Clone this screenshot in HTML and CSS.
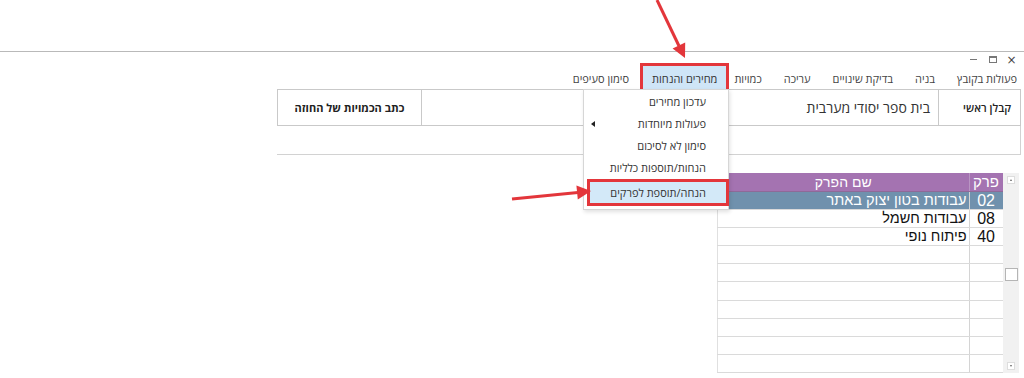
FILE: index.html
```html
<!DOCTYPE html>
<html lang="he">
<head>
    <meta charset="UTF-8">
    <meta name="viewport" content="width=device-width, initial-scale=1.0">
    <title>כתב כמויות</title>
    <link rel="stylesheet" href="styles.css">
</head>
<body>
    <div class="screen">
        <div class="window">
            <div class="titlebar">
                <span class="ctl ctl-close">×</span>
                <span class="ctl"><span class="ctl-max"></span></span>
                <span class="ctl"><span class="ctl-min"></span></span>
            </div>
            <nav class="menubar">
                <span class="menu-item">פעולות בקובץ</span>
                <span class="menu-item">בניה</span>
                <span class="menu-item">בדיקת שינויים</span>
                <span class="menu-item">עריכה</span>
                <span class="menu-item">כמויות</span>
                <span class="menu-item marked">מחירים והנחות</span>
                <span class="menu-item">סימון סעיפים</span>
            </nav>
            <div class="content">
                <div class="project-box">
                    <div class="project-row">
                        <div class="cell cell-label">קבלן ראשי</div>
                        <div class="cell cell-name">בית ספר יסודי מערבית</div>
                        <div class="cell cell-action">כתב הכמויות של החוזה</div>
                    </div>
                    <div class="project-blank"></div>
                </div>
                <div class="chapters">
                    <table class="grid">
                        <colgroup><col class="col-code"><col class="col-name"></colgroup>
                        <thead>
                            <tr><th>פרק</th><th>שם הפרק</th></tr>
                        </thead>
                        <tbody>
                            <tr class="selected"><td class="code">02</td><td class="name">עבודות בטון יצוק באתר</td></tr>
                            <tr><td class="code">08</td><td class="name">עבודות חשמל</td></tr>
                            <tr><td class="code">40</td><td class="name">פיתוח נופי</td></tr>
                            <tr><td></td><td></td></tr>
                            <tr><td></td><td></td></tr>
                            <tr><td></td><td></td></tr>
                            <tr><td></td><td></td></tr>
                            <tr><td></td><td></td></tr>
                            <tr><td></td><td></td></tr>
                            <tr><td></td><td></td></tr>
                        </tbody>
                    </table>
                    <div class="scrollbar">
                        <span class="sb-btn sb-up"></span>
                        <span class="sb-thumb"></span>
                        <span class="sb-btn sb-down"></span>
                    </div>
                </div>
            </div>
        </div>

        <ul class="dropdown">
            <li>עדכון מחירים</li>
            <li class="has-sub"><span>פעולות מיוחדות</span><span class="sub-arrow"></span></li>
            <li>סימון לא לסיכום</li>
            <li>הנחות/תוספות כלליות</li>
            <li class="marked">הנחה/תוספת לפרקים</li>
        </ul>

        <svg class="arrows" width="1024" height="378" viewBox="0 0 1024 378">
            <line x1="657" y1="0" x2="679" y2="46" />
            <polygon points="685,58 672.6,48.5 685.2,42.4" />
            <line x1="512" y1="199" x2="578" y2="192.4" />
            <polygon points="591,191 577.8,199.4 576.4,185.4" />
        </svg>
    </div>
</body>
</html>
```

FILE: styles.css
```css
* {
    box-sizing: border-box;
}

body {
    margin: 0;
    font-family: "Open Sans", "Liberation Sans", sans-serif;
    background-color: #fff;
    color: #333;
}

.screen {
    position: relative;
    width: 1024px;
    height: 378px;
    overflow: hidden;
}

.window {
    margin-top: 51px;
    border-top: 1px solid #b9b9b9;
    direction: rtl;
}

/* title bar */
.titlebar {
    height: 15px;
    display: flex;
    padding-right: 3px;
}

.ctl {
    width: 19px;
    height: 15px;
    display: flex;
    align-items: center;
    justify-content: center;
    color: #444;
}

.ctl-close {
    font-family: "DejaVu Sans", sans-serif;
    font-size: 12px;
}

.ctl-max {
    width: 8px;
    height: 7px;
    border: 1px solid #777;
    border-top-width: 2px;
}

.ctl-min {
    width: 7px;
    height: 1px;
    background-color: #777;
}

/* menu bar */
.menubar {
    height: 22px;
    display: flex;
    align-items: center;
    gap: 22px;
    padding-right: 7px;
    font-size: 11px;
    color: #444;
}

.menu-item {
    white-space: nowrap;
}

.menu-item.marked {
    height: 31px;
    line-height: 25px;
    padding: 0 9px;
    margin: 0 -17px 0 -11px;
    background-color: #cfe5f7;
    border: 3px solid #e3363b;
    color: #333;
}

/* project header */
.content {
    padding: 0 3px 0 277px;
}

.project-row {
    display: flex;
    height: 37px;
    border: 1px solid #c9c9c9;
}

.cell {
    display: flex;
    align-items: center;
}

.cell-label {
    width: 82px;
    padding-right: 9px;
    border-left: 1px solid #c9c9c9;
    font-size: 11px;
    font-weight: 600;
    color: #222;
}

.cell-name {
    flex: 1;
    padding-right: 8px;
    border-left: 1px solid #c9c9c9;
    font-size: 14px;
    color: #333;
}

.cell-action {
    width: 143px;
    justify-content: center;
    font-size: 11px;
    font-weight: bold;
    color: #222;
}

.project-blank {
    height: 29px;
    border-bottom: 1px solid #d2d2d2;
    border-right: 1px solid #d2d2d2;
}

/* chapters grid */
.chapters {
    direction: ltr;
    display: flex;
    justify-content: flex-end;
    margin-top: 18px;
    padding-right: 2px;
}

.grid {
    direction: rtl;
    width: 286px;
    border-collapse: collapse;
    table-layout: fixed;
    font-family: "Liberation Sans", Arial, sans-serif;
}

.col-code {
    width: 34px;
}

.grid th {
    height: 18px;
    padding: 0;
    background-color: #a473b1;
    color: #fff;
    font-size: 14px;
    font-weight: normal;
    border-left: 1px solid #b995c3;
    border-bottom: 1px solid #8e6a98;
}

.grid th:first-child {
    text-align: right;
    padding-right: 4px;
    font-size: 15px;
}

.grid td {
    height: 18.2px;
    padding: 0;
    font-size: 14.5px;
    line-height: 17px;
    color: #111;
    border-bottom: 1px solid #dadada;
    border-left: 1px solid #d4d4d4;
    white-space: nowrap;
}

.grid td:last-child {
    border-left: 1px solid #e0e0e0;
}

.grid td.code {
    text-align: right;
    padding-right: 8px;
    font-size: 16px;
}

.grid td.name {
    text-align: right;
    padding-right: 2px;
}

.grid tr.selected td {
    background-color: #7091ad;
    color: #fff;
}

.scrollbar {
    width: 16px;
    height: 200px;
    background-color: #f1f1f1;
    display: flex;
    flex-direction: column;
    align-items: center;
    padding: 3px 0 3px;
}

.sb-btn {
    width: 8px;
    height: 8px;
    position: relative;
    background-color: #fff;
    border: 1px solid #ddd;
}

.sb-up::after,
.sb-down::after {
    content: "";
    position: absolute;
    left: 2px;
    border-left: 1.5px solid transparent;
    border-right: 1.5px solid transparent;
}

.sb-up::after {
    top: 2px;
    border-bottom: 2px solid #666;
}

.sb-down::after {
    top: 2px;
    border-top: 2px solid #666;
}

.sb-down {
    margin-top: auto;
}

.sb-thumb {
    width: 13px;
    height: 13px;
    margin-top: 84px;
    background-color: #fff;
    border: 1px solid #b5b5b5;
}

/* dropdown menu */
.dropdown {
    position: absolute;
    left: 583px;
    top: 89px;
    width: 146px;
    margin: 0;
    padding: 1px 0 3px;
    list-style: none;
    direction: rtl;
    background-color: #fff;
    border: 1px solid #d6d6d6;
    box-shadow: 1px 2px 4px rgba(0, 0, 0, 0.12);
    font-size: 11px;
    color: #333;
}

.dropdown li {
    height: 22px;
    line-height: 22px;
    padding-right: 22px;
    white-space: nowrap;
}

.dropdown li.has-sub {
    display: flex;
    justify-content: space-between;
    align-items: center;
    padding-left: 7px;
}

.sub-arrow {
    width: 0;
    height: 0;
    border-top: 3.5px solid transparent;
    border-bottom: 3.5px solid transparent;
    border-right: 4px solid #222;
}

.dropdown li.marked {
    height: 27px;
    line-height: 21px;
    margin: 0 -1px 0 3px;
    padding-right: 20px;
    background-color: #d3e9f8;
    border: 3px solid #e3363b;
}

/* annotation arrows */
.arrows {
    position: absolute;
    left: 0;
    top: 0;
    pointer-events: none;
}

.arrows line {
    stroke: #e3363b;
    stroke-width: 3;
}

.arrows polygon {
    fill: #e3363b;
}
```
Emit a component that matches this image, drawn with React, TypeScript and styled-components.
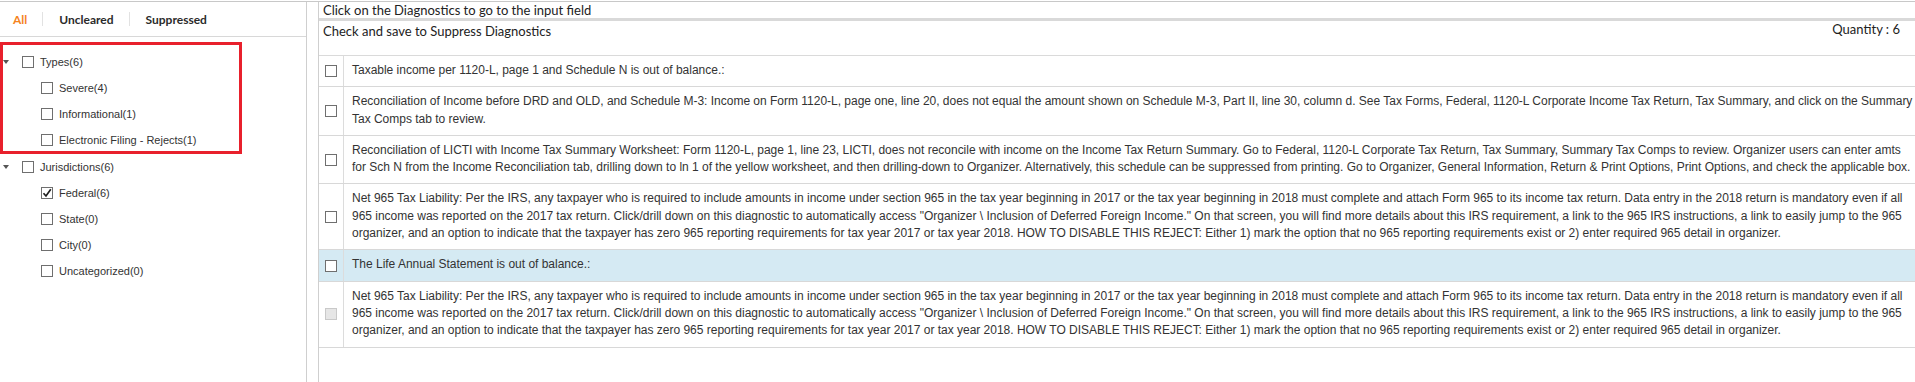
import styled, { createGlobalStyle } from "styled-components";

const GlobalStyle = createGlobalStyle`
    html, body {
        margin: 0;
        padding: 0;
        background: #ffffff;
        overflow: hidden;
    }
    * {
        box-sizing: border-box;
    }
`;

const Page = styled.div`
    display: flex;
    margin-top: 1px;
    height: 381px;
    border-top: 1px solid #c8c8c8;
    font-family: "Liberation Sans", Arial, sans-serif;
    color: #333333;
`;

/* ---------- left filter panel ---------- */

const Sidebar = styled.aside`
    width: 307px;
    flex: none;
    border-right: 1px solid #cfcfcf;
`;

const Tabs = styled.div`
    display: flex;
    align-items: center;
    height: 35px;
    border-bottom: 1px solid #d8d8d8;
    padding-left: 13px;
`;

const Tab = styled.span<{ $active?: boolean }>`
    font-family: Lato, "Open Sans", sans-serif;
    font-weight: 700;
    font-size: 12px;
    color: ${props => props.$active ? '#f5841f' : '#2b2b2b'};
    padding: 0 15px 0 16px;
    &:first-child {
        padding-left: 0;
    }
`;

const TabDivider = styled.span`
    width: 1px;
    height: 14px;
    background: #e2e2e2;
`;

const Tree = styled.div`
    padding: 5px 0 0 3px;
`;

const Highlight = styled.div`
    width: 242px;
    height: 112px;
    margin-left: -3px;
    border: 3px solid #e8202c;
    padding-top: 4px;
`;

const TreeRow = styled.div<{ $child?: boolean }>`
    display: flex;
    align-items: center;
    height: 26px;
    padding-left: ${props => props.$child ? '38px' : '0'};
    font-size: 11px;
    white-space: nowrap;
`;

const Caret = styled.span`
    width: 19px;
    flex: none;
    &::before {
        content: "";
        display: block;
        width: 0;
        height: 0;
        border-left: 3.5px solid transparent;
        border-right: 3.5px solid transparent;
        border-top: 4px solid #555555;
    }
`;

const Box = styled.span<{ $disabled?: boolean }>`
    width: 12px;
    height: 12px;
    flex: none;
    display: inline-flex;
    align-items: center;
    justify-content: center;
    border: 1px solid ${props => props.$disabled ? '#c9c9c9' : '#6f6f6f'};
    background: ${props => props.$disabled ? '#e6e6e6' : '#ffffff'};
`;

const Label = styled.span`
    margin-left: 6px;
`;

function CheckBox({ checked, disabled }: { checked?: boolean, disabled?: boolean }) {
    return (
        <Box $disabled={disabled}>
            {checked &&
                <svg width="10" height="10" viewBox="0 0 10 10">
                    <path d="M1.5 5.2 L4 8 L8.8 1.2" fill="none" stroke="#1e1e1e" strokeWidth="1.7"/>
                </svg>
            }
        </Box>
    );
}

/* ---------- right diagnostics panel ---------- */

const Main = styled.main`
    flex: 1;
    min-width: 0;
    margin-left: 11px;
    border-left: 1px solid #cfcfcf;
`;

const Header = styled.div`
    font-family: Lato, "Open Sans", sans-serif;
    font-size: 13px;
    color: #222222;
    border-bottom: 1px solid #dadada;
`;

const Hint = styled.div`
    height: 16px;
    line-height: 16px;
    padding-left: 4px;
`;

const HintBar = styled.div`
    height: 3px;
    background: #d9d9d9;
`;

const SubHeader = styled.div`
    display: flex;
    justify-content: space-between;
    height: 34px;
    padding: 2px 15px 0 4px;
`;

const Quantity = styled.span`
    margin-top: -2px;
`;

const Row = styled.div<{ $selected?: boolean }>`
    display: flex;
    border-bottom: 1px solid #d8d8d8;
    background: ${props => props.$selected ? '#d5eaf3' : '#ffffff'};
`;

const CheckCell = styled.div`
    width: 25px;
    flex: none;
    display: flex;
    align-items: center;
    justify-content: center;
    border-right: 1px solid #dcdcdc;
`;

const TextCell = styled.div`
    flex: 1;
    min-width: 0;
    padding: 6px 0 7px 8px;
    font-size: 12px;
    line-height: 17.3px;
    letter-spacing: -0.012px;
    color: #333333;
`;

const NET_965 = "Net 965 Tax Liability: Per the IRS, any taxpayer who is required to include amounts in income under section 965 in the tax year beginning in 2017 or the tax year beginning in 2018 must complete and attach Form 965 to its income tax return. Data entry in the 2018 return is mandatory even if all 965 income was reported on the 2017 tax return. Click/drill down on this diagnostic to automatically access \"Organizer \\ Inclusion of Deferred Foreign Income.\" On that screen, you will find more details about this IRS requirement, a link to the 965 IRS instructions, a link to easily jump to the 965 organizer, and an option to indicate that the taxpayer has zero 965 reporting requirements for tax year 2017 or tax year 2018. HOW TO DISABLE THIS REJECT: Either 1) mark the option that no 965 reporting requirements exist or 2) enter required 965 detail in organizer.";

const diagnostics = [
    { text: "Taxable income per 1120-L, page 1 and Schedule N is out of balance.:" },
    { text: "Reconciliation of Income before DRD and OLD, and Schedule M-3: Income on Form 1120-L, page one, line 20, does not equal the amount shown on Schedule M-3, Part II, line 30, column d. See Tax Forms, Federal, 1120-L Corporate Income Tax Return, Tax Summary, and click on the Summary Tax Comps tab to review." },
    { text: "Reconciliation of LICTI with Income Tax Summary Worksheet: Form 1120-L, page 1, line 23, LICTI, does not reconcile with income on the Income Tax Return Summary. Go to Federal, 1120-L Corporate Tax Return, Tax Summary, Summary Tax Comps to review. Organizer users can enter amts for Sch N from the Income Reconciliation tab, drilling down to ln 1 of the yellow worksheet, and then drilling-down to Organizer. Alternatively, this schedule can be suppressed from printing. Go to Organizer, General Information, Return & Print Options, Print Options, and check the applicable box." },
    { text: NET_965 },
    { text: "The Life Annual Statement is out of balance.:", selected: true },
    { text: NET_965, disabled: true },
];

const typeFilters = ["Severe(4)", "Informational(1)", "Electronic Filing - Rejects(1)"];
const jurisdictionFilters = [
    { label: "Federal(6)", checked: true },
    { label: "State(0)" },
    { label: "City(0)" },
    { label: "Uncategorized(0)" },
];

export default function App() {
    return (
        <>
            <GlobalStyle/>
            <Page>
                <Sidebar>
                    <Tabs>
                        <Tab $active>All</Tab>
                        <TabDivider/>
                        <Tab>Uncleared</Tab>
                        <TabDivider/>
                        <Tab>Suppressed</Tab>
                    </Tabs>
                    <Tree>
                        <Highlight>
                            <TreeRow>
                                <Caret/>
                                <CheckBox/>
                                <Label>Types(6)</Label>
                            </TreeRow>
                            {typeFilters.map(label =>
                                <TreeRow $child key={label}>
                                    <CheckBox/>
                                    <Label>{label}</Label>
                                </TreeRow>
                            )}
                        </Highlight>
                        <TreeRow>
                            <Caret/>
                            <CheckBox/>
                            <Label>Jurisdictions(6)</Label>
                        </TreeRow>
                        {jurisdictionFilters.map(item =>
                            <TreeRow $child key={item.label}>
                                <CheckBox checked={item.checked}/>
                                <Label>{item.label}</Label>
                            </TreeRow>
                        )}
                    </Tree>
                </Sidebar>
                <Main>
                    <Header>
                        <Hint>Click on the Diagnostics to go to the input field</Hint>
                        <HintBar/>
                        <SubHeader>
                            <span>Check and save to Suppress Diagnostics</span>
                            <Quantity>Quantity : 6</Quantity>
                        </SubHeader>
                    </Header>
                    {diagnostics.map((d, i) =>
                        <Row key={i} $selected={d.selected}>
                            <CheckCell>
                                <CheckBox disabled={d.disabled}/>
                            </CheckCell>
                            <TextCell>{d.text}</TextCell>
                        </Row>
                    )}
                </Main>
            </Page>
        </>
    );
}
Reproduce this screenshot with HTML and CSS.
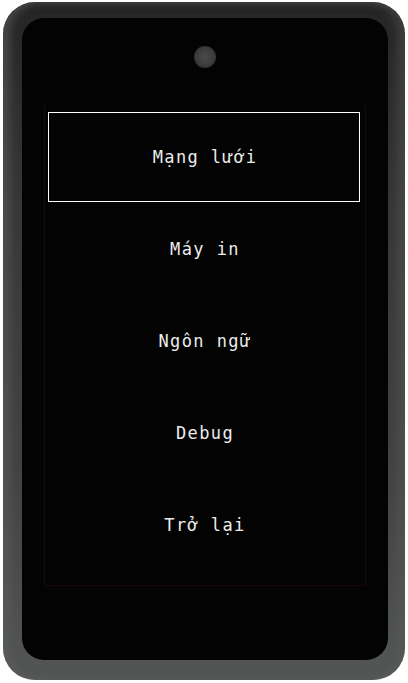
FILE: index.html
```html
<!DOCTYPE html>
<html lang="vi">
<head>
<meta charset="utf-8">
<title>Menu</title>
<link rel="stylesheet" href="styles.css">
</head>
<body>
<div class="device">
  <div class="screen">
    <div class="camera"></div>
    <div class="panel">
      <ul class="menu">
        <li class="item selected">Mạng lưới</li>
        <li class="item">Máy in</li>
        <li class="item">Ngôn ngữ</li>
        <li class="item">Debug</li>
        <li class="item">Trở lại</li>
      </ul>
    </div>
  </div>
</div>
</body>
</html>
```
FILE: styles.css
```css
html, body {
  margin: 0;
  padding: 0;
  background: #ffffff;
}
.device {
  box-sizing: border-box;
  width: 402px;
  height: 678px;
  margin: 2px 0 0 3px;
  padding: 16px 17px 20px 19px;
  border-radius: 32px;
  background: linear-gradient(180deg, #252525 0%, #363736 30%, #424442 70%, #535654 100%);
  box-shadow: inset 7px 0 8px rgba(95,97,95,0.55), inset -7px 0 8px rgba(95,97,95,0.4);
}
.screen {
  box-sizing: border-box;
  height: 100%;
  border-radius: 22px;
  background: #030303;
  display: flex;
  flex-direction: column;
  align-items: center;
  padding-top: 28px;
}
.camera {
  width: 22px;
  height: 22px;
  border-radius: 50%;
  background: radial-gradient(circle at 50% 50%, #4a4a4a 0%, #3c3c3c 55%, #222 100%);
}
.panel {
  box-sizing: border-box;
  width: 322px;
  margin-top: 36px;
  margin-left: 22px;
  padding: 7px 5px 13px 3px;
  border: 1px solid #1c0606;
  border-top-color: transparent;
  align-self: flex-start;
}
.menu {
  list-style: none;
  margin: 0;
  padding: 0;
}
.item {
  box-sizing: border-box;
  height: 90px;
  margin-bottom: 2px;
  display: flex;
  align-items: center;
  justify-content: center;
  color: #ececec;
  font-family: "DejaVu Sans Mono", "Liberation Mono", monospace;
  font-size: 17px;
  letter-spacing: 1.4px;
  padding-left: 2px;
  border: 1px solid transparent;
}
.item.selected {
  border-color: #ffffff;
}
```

-----

Task details> Give again, word for word, the lines from the one that contains "Emit a component" to the one that contains "filter panel ---------- */", both included. Omit the pictures.

The reply>
Emit a component that matches this image, drawn with React, TypeScript and styled-components.
import styled, { createGlobalStyle } from "styled-components";

const GlobalStyle = createGlobalStyle`
    html, body {
        margin: 0;
        padding: 0;
        background: #ffffff;
        overflow: hidden;
    }
    * {
        box-sizing: border-box;
    }
`;

const Page = styled.div`
    display: flex;
    margin-top: 1px;
    height: 381px;
    border-top: 1px solid #c8c8c8;
    font-family: "Liberation Sans", Arial, sans-serif;
    color: #333333;
`;

/* ---------- left filter panel ---------- */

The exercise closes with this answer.